AIM OF THE TASK: Tally the lines in the following entries that include the word "this"; state only the total.

RECORD SET:

⁂

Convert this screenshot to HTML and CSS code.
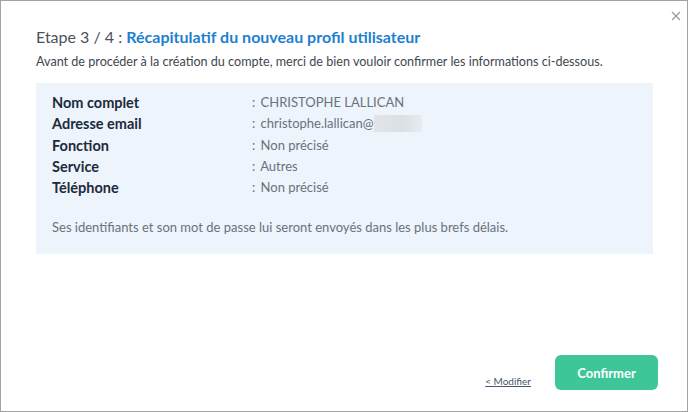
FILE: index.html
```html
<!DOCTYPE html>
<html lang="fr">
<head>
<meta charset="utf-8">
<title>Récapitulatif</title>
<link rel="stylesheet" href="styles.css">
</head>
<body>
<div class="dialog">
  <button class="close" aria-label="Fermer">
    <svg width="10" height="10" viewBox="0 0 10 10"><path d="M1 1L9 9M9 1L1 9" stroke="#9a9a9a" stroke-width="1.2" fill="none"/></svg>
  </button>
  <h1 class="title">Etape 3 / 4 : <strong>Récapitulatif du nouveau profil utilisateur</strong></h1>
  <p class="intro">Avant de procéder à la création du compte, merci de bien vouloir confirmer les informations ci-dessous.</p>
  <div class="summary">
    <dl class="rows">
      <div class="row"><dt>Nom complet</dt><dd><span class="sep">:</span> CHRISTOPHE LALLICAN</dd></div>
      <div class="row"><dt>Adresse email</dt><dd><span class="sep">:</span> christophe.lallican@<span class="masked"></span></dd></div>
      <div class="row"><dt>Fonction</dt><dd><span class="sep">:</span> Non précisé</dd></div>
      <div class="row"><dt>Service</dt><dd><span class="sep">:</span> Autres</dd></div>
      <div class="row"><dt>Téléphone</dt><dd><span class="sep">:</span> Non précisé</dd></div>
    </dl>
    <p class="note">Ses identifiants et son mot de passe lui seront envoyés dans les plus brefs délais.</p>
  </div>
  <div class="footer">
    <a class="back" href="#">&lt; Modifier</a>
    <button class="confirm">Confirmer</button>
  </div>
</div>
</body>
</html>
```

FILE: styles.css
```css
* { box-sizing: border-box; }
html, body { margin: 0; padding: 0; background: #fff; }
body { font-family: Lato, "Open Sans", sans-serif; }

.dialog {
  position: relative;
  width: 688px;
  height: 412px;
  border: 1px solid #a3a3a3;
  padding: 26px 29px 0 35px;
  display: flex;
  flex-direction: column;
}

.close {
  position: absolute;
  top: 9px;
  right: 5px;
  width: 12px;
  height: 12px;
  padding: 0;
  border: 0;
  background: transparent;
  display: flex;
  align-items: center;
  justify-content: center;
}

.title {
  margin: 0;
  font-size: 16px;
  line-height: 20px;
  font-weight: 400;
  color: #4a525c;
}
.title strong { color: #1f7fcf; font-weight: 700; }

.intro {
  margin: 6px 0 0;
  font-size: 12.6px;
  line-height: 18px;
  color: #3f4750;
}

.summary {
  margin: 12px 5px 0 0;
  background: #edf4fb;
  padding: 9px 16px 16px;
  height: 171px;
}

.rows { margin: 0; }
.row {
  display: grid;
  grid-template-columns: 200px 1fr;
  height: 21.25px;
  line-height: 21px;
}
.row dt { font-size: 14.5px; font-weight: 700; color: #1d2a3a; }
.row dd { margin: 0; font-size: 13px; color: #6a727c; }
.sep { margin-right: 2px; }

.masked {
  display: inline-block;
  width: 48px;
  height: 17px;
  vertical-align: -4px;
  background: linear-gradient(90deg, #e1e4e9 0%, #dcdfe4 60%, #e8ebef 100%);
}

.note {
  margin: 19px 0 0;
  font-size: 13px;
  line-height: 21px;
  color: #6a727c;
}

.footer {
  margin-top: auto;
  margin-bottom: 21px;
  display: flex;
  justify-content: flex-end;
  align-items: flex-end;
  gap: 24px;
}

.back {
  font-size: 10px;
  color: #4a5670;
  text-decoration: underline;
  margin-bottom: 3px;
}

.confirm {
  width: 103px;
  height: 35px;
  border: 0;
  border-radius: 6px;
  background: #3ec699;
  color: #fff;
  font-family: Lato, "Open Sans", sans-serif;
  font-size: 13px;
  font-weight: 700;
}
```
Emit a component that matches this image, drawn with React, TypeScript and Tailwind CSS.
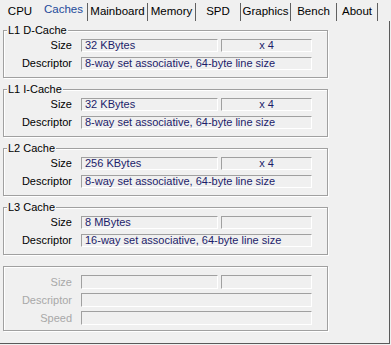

⁂

CORRECT ANSWER: 2